The simple answer is that although it is hard to track the motion of a single electron, the fundamental characteristic of a circuit is that electrons in any point in the circuit acquire a drift current, based on the accumulation of charges in the circuit due to material properties and driving effects (e.g. the battery).

In a series circuit with minimal inductance, this drift current rapidly becomes constant across the entire circuit.

By "drift current," I mean the average charge flux (or e.g. in the case of a capacitor, displacement current) through the cross-section of the wire or circuit element we are considering. For example, many electrons might be passing left or right through the cross section, but if more electrons are going right than left, then we say the drift current is to the left. (Noting that electrons are negatively charged, of course.)

It is this average charge flux—this drift current—that equals the current $I$ through the circuit. So, to conclude the "answer" part of this response: even after the last resistor, electrons will continue to move toward the battery terminal, on average.

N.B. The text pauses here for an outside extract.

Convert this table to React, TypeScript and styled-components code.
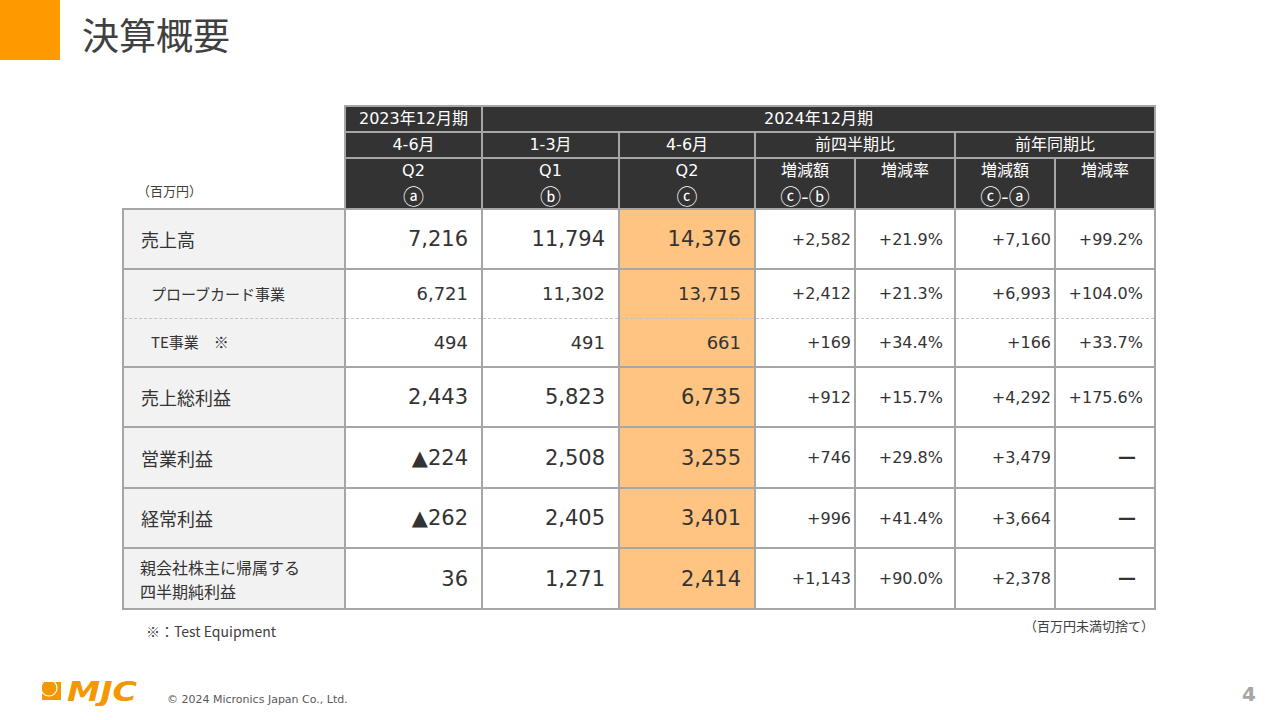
import React from "react";
import styled, { createGlobalStyle } from "styled-components";

const GlobalStyle = createGlobalStyle`
  html, body { margin: 0; padding: 0; background: #fff; }
  body {
    font-family: "DejaVu Sans", "Noto Sans CJK JP", sans-serif;
    color: #333;
  }
`;

type Row = {
  label: string[];
  kind: "main" | "sub";
  height: number;
  values: string[];
  dash?: "top" | "bottom";
};

const rows: Row[] = [
  { label: ["売上高"], kind: "main", height: 60, values: ["7,216", "11,794", "14,376", "+2,582", "+21.9%", "+7,160", "+99.2%"] },
  { label: ["プローブカード事業"], kind: "sub", height: 49, dash: "bottom", values: ["6,721", "11,302", "13,715", "+2,412", "+21.3%", "+6,993", "+104.0%"] },
  { label: ["TE事業　※"], kind: "sub", height: 49, dash: "top", values: ["494", "491", "661", "+169", "+34.4%", "+166", "+33.7%"] },
  { label: ["売上総利益"], kind: "main", height: 60, values: ["2,443", "5,823", "6,735", "+912", "+15.7%", "+4,292", "+175.6%"] },
  { label: ["営業利益"], kind: "main", height: 61, values: ["▲224", "2,508", "3,255", "+746", "+29.8%", "+3,479", "ー"] },
  { label: ["経常利益"], kind: "main", height: 60, values: ["▲262", "2,405", "3,401", "+996", "+41.4%", "+3,664", "ー"] },
  { label: ["親会社株主に帰属する", "四半期純利益"], kind: "main", height: 61, values: ["36", "1,271", "2,414", "+1,143", "+90.0%", "+2,378", "ー"] },
];

const colWidths = [222, 137, 137, 136, 100, 100, 100, 100];

const App = () => {
  return (
    <>
      <GlobalStyle />
      <Slide>
        <Header>
          <OrangeBlock />
          <Title>決算概要</Title>
        </Header>

        <Main>
          <Table>
            <colgroup>
              {colWidths.map((w, i) => (
                <col key={i} style={{ width: w }} />
              ))}
            </colgroup>
            <thead>
              <tr>
                <UnitCell rowSpan={3}>（百万円）</UnitCell>
                <HeadCell $h={25}>2023年12月期</HeadCell>
                <HeadCell $h={25} colSpan={6}>2024年12月期</HeadCell>
              </tr>
              <tr>
                <HeadCell $h={25}>4-6月</HeadCell>
                <HeadCell $h={25}>1-3月</HeadCell>
                <HeadCell $h={25}>4-6月</HeadCell>
                <HeadCell $h={25} colSpan={2}>前四半期比</HeadCell>
                <HeadCell $h={25} colSpan={2}>前年同期比</HeadCell>
              </tr>
              <tr>
                <HeadCell $h={51}>Q2<br /><Circ>ⓐ</Circ></HeadCell>
                <HeadCell $h={51}>Q1<br /><Circ>ⓑ</Circ></HeadCell>
                <HeadCell $h={51}>Q2<br /><Circ>ⓒ</Circ></HeadCell>
                <HeadCell $h={51}>増減額<br /><Circ>ⓒ-ⓑ</Circ></HeadCell>
                <HeadCell $h={51}>増減率</HeadCell>
                <HeadCell $h={51}>増減額<br /><Circ>ⓒ-ⓐ</Circ></HeadCell>
                <HeadCell $h={51}>増減率</HeadCell>
              </tr>
            </thead>
            <tbody>
              {rows.map((row) => (
                <BodyRow key={row.label.join("")} $h={row.height}>
                  <LabelCell
                    $dash={row.dash}
                    $size={row.kind === "sub" ? 15 : row.label.length > 1 ? 16 : 18}
                    $indent={row.kind === "sub" ? 27 : row.label.length > 1 ? 16 : 17}
                  >
                    {row.label.map((l, i) => (
                      <LabelLine key={i}>{l}</LabelLine>
                    ))}
                  </LabelCell>
                  {row.values.map((v, i) => (
                    <NumCell
                      key={i}
                      $dash={row.dash}
                      $hl={i === 2}
                      $size={i < 3 ? (row.kind === "sub" ? 18 : 21) : 16}
                      $pad={i < 3 ? 13 : i % 2 === 1 ? 3 : 11}
                    >
                      {v === "ー" ? <Dash>ー</Dash> : v}
                    </NumCell>
                  ))}
                </BodyRow>
              ))}
            </tbody>
          </Table>

          <Notes>
            <Note $top={12} $size={14} $indent={24}>※：Test Equipment</Note>
            <Note $top={7} $size={13} $indent={0}>（百万円未満切捨て）</Note>
          </Notes>
        </Main>

        <Footer>
          <Logo width="104" height="30" viewBox="0 0 104 30">
            <defs>
              <clipPath id="mark">
                <rect x="0" y="6" width="19" height="18" />
              </clipPath>
            </defs>
            <rect x="0" y="6" width="19" height="18" fill="#F39800" />
            <g clipPath="url(#mark)">
              <circle cx="7" cy="12" r="8" fill="none" stroke="#fff" strokeWidth="1.2" />
            </g>
            <text
              x="25"
              y="25"
              fontFamily="DejaVu Sans, sans-serif"
              fontWeight="bold"
              fontStyle="italic"
              fontSize="26"
              fill="#F39800"
              textLength="70"
              lengthAdjust="spacingAndGlyphs"
            >
              MJC
            </text>
          </Logo>
          <Copyright>© 2024 Micronics Japan Co., Ltd.</Copyright>
          <PageNum>4</PageNum>
        </Footer>
      </Slide>
    </>
  );
};

const Slide = styled.div`
  width: 1280px;
  height: 720px;
  display: flex;
  flex-direction: column;
  background: #fff;
  overflow: hidden;
`;

const Header = styled.div`
  display: flex;
  align-items: center;
  height: 60px;
  gap: 22px;
`;

const OrangeBlock = styled.div`
  width: 60px;
  height: 60px;
  background: #ff9900;
  flex-shrink: 0;
`;

const Title = styled.h1`
  margin: 0;
  font-family: "Noto Sans CJK JP", sans-serif;
  font-weight: 400;
  font-size: 37px;
  color: #404040;
  line-height: 1;
  padding-top: 8px;
`;

const Main = styled.div`
  padding: 45px 0 0 122px;
`;

const Table = styled.table`
  border-collapse: collapse;
  table-layout: fixed;
  width: 1032px;
`;

const UnitCell = styled.th`
  border: none;
  padding: 0 0 8px 14px;
  text-align: left;
  vertical-align: bottom;
  font-family: "Noto Sans CJK JP", sans-serif;
  font-weight: 400;
  font-size: 13px;
  color: #404040;
`;

const HeadCell = styled.th<{ $h: number }>`
  height: ${(p) => p.$h}px;
  box-sizing: border-box;
  padding: 0;
  background: #333;
  color: #fff;
  border: 2px solid #a6a6a6;
  font-weight: 400;
  font-size: 16px;
  line-height: 24px;
  text-align: center;
  vertical-align: top;
  white-space: nowrap;
`;

const Circ = styled.span`
  display: inline-block;
  height: 24px;
  font-family: "Noto Sans CJK JP", sans-serif;
  font-size: 21px;
  line-height: 24px;
  vertical-align: top;
`;

const BodyRow = styled.tr<{ $h: number }>`
  height: ${(p) => p.$h}px;
`;

const dashBorder = (d?: "top" | "bottom") =>
  d ? `border-${d}: 1px dashed #c4c4c4;` : "";

const LabelCell = styled.td<{ $size: number; $indent: number; $dash?: "top" | "bottom" }>`
  background: #f2f2f2;
  border: 2px solid #a6a6a6;
  ${(p) => dashBorder(p.$dash)}
  padding: 0 0 0 ${(p) => p.$indent}px;
  font-family: "Noto Sans CJK JP", sans-serif;
  font-size: ${(p) => p.$size}px;
  line-height: 24px;
  color: #333;
  vertical-align: middle;
`;

const LabelLine = styled.div`
  white-space: nowrap;
`;

const NumCell = styled.td<{ $size: number; $pad: number; $hl: boolean; $dash?: "top" | "bottom" }>`
  background: ${(p) => (p.$hl ? "#ffc482" : "#fff")};
  border: 2px solid #a6a6a6;
  ${(p) => dashBorder(p.$dash)}
  padding: 0 ${(p) => p.$pad}px 0 0;
  font-size: ${(p) => p.$size}px;
  color: #333;
  text-align: right;
  vertical-align: middle;
  white-space: nowrap;
`;

const Dash = styled.span`
  font-family: "Noto Sans CJK JP", sans-serif;
  font-size: 20px;
  font-weight: 500;
  margin-right: 6px;
`;

const Notes = styled.div`
  width: 1032px;
  display: flex;
  justify-content: space-between;
  align-items: flex-start;
`;

const Note = styled.div<{ $top: number; $size: number; $indent: number }>`
  padding: ${(p) => p.$top}px 0 0 ${(p) => p.$indent}px;
  font-family: "Noto Sans CJK JP", sans-serif;
  font-size: ${(p) => p.$size}px;
  color: #404040;
  line-height: 18px;
`;

const Footer = styled.div`
  margin-top: auto;
  height: 50px;
  display: flex;
  align-items: center;
  padding: 0 24px 0 42px;
`;

const Logo = styled.svg`
  display: block;
  margin-top: -8px;
`;

const Copyright = styled.div`
  margin-left: 21px;
  padding-top: 8px;
  font-family: "DejaVu Sans", sans-serif;
  font-size: 11px;
  color: #595959;
`;

const PageNum = styled.div`
  margin-left: auto;
  font-family: "DejaVu Sans", sans-serif;
  font-weight: 700;
  font-size: 20px;
  color: #a6a6a6;
  padding-bottom: 2px;
`;

export default App;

(To be repetitive), this is because in steady-state for a DC-powered series circuit, electrons drift from the negative terminal toward the positive terminal no matter where they are in the series circuit (excluding the battery, which pulls negative charges from the positive terminal and puts it back on the negative terminal, expending its stored energy in the process).

(Note: I have some other thoughts on this, including a rough explanation thinking of resistance as being due to an effective drag force, but I will need some time to collect my thoughts here. I'll probably edit this answer later.)

Answer 3

The voltage between the battery terminals is a difference in potential, key word being difference. So if for example if an electron leaving one terminal was originally at 25 eV of energy and entered the other terminal at 17 eV of energy it would be a 9 volt battery, and if it left with 59 eV and entered with 50 eV it would still be a 9 volt battery. In each case the electron lost 9 eV of energy, and that energy lost is distributed among the resistors. They still have 17 or 50 or however many electron volts of energy necessary to keep them moving. In the resistors that energy might be converted into light energy, heat, motion, or other ways to dissipate or use energy. The remaining energy stays in the electrons as their kinetic energy, which is less than what it started because it lost 9 electron volts.